Write out the data again exactly, skipping every picture.

================

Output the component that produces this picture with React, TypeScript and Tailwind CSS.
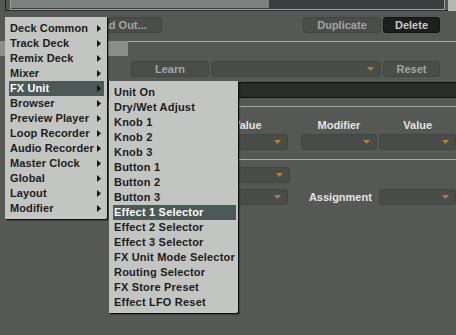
import React from 'react';

const mainItems = [
  'Deck Common',
  'Track Deck',
  'Remix Deck',
  'Mixer',
  'FX Unit',
  'Browser',
  'Preview Player',
  'Loop Recorder',
  'Audio Recorder',
  'Master Clock',
  'Global',
  'Layout',
  'Modifier',
];

const fxItems = [
  'Unit On',
  'Dry/Wet Adjust',
  'Knob 1',
  'Knob 2',
  'Knob 3',
  'Button 1',
  'Button 2',
  'Button 3',
  'Effect 1 Selector',
  'Effect 2 Selector',
  'Effect 3 Selector',
  'FX Unit Mode Selector',
  'Routing Selector',
  'FX Store Preset',
  'Effect LFO Reset',
];

const Arrow = () => (
  <svg width="4" height="7" viewBox="0 0 4 7" className="shrink-0">
    <polygon points="0,0 4,3.5 0,7" fill="#111" />
  </svg>
);

const Button = ({ label, w, dark }: { label: string; w: string; dark?: boolean }) => (
  <div
    className={`${w} h-[16px] rounded-[3px] border flex items-center justify-center text-[11px] font-bold ${
      dark ? 'bg-[#1d1e1d] border-[#121312] text-[#c9cbc9]' : 'bg-[#4b4d4b] border-[#434543] text-[#a3a5a3]'
    }`}
  >
    {label}
  </div>
);

const Dropdown = ({ w, className = '' }: { w: string; className?: string }) => (
  <div className={`${w} h-[16px] rounded-[3px] border border-[#434543] bg-[#4a4c4a] flex items-center justify-end pr-[6px] ${className}`}>
    <svg width="7" height="4" viewBox="0 0 7 4">
      <polygon points="0,0 7,0 3.5,4" fill="#b8812e" />
    </svg>
  </div>
);

export default function App() {
  return (
    <div className="relative w-[456px] h-[335px] overflow-hidden bg-[#565856] [font-family:'Liberation_Sans',Arial,sans-serif] text-[11px] leading-[15px]">
      {/* top scroll bar */}
      <div className="flex h-[11px] border-b border-[#2e302e] ml-[5px] mr-[8px]">
        <div className="w-px bg-[#1e201e]" />
        <div className="w-[4px]" />
        <div className="w-[435px] h-[10px] border-x border-b border-[#9c9e9c] bg-[#3a3e40]">
          <div className="w-[258px] h-[8px] bg-[#7c827f]" />
        </div>
      </div>
      <div className="absolute right-0 top-0 w-[8px] h-[11px] bg-[#b5b7b5]" />

      {/* buttons row */}
      <div className="flex mt-[6px]">
        <div className="ml-[74px]">
          <Button label="Load Out..." w="w-[88px]" />
        </div>
        <div className="ml-[141px]">
          <Button label="Duplicate" w="w-[78px]" />
        </div>
        <div className="ml-[2px]">
          <Button label="Delete" w="w-[57px]" dark />
        </div>
      </div>

      {/* tab line */}
      <div className="flex mt-[8px] h-[15px]">
        <div className="w-[128px] h-[15px] bg-[#8c8e8c] text-[#1c1c1c] font-bold pl-[5px]">D</div>
        <div className="flex-1 border-t border-[#a8aaa8]" />
      </div>

      {/* learn row */}
      <div className="flex mt-[5px] ml-[131px]">
        <Button label="Learn" w="w-[78px]" />
        <Dropdown w="w-[170px]" className="ml-[2px]" />
        <div className="ml-[2px]">
          <Button label="Reset" w="w-[57px]" />
        </div>
      </div>

      {/* table header band */}
      <div className="mt-[5px] ml-[100px] h-[16px] border-y border-[#0e0f0e] bg-[#2b2d2b]" />
      <div className="mt-[8px] ml-[100px] border-t border-[#a2a6a4]" />

      {/* column headers */}
      <div className="flex mt-[11px] ml-[207px] text-[#e4e4e4] font-bold">
        <div className="w-[82px] text-center">Value</div>
        <div className="w-[78px] ml-[13px] text-center">Modifier</div>
        <div className="w-[78px] ml-[2px] text-center">Value</div>
      </div>
      <div className="flex mt-[1px] ml-[207px]">
        <Dropdown w="w-[82px]" />
        <Dropdown w="w-[78px]" className="ml-[13px]" />
        <Dropdown w="w-[78px]" className="ml-[2px]" />
      </div>
      <div className="mt-[9px] ml-[150px] border-t border-[#a8aca8]" />

      <div className="flex mt-[7px] ml-[180px]">
        <Dropdown w="w-[110px]" />
      </div>
      <div className="flex items-center mt-[6px] ml-[180px]">
        <Dropdown w="w-[110px]" />
        <div className="w-[71px] ml-[21px] text-[#e4e4e4] font-bold">Assignment</div>
        <Dropdown w="w-[78px]" className="ml-[1px]" />
      </div>

      {/* main context menu */}
      <div className="absolute left-[5px] top-[17px] w-[102px] bg-[#c3c5c3] pt-[4px] pb-[3px] pl-[4px] pr-[3px] rounded-br-[2px] shadow-[1px_1px_0_#111,2px_2px_1px_rgba(0,0,0,0.3)]">
        {mainItems.map((item) => (
          <div
            key={item}
            className={`flex items-center justify-between h-[15px] pl-[1px] pr-[3px] font-bold tracking-[0.1px] ${
              item === 'FX Unit' ? 'bg-[#4b5957] text-white' : 'text-[#1c1c1c]'
            }`}
          >
            <span>{item}</span>
            <Arrow />
          </div>
        ))}
      </div>

      {/* FX Unit submenu */}
      <div className="absolute left-[109px] top-[81px] w-[129px] bg-[#c3c5c3] pt-[4px] pb-[3px] pl-[4px] pr-[2px] rounded-br-[2px] shadow-[1px_1px_0_#111,2px_2px_1px_rgba(0,0,0,0.3)]">
        {fxItems.map((item) => (
          <div
            key={item}
            className={`h-[15px] pl-[1px] font-bold tracking-[0.2px] whitespace-nowrap ${
              item === 'Effect 1 Selector' ? 'bg-[#4b5957] text-white' : 'text-[#1c1c1c]'
            }`}
          >
            {item}
          </div>
        ))}
      </div>
    </div>
  );
}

================

▸ RESPONSE TO THIS EXERCISE:
Output the component that produces this picture with React, TypeScript and Tailwind CSS.
import React from 'react';

const mainItems = [
  'Deck Common',
  'Track Deck',
  'Remix Deck',
  'Mixer',
  'FX Unit',
  'Browser',
  'Preview Player',
  'Loop Recorder',
  'Audio Recorder',
  'Master Clock',
  'Global',
  'Layout',
  'Modifier',
];

const fxItems = [
  'Unit On',
  'Dry/Wet Adjust',
  'Knob 1',
  'Knob 2',
  'Knob 3',
  'Button 1',
  'Button 2',
  'Button 3',
  'Effect 1 Selector',
  'Effect 2 Selector',
  'Effect 3 Selector',
  'FX Unit Mode Selector',
  'Routing Selector',
  'FX Store Preset',
  'Effect LFO Reset',
];

const Arrow = () => (
  <svg width="4" height="7" viewBox="0 0 4 7" className="shrink-0">
    <polygon points="0,0 4,3.5 0,7" fill="#111" />
  </svg>
);

const Button = ({ label, w, dark }: { label: string; w: string; dark?: boolean }) => (
  <div
    className={`${w} h-[16px] rounded-[3px] border flex items-center justify-center text-[11px] font-bold ${
      dark ? 'bg-[#1d1e1d] border-[#121312] text-[#c9cbc9]' : 'bg-[#4b4d4b] border-[#434543] text-[#a3a5a3]'
    }`}
  >
    {label}
  </div>
);

const Dropdown = ({ w, className = '' }: { w: string; className?: string }) => (
  <div className={`${w} h-[16px] rounded-[3px] border border-[#434543] bg-[#4a4c4a] flex items-center justify-end pr-[6px] ${className}`}>
    <svg width="7" height="4" viewBox="0 0 7 4">
      <polygon points="0,0 7,0 3.5,4" fill="#b8812e" />
    </svg>
  </div>
);

export default function App() {
  return (
    <div className="relative w-[456px] h-[335px] overflow-hidden bg-[#565856] [font-family:'Liberation_Sans',Arial,sans-serif] text-[11px] leading-[15px]">
      {/* top scroll bar */}
      <div className="flex h-[11px] border-b border-[#2e302e] ml-[5px] mr-[8px]">
        <div className="w-px bg-[#1e201e]" />
        <div className="w-[4px]" />
        <div className="w-[435px] h-[10px] border-x border-b border-[#9c9e9c] bg-[#3a3e40]">
          <div className="w-[258px] h-[8px] bg-[#7c827f]" />
        </div>
      </div>
      <div className="absolute right-0 top-0 w-[8px] h-[11px] bg-[#b5b7b5]" />

      {/* buttons row */}
      <div className="flex mt-[6px]">
        <div className="ml-[74px]">
          <Button label="Load Out..." w="w-[88px]" />
        </div>
        <div className="ml-[141px]">
          <Button label="Duplicate" w="w-[78px]" />
        </div>
        <div className="ml-[2px]">
          <Button label="Delete" w="w-[57px]" dark />
        </div>
      </div>

      {/* tab line */}
      <div className="flex mt-[8px] h-[15px]">
        <div className="w-[128px] h-[15px] bg-[#8c8e8c] text-[#1c1c1c] font-bold pl-[5px]">D</div>
        <div className="flex-1 border-t border-[#a8aaa8]" />
      </div>

      {/* learn row */}
      <div className="flex mt-[5px] ml-[131px]">
        <Button label="Learn" w="w-[78px]" />
        <Dropdown w="w-[170px]" className="ml-[2px]" />
        <div className="ml-[2px]">
          <Button label="Reset" w="w-[57px]" />
        </div>
      </div>

      {/* table header band */}
      <div className="mt-[5px] ml-[100px] h-[16px] border-y border-[#0e0f0e] bg-[#2b2d2b]" />
      <div className="mt-[8px] ml-[100px] border-t border-[#a2a6a4]" />

      {/* column headers */}
      <div className="flex mt-[11px] ml-[207px] text-[#e4e4e4] font-bold">
        <div className="w-[82px] text-center">Value</div>
        <div className="w-[78px] ml-[13px] text-center">Modifier</div>
        <div className="w-[78px] ml-[2px] text-center">Value</div>
      </div>
      <div className="flex mt-[1px] ml-[207px]">
        <Dropdown w="w-[82px]" />
        <Dropdown w="w-[78px]" className="ml-[13px]" />
        <Dropdown w="w-[78px]" className="ml-[2px]" />
      </div>
      <div className="mt-[9px] ml-[150px] border-t border-[#a8aca8]" />

      <div className="flex mt-[7px] ml-[180px]">
        <Dropdown w="w-[110px]" />
      </div>
      <div className="flex items-center mt-[6px] ml-[180px]">
        <Dropdown w="w-[110px]" />
        <div className="w-[71px] ml-[21px] text-[#e4e4e4] font-bold">Assignment</div>
        <Dropdown w="w-[78px]" className="ml-[1px]" />
      </div>

      {/* main context menu */}
      <div className="absolute left-[5px] top-[17px] w-[102px] bg-[#c3c5c3] pt-[4px] pb-[3px] pl-[4px] pr-[3px] rounded-br-[2px] shadow-[1px_1px_0_#111,2px_2px_1px_rgba(0,0,0,0.3)]">
        {mainItems.map((item) => (
          <div
            key={item}
            className={`flex items-center justify-between h-[15px] pl-[1px] pr-[3px] font-bold tracking-[0.1px] ${
              item === 'FX Unit' ? 'bg-[#4b5957] text-white' : 'text-[#1c1c1c]'
            }`}
          >
            <span>{item}</span>
            <Arrow />
          </div>
        ))}
      </div>

      {/* FX Unit submenu */}
      <div className="absolute left-[109px] top-[81px] w-[129px] bg-[#c3c5c3] pt-[4px] pb-[3px] pl-[4px] pr-[2px] rounded-br-[2px] shadow-[1px_1px_0_#111,2px_2px_1px_rgba(0,0,0,0.3)]">
        {fxItems.map((item) => (
          <div
            key={item}
            className={`h-[15px] pl-[1px] font-bold tracking-[0.2px] whitespace-nowrap ${
              item === 'Effect 1 Selector' ? 'bg-[#4b5957] text-white' : 'text-[#1c1c1c]'
            }`}
          >
            {item}
          </div>
        ))}
      </div>
    </div>
  );
}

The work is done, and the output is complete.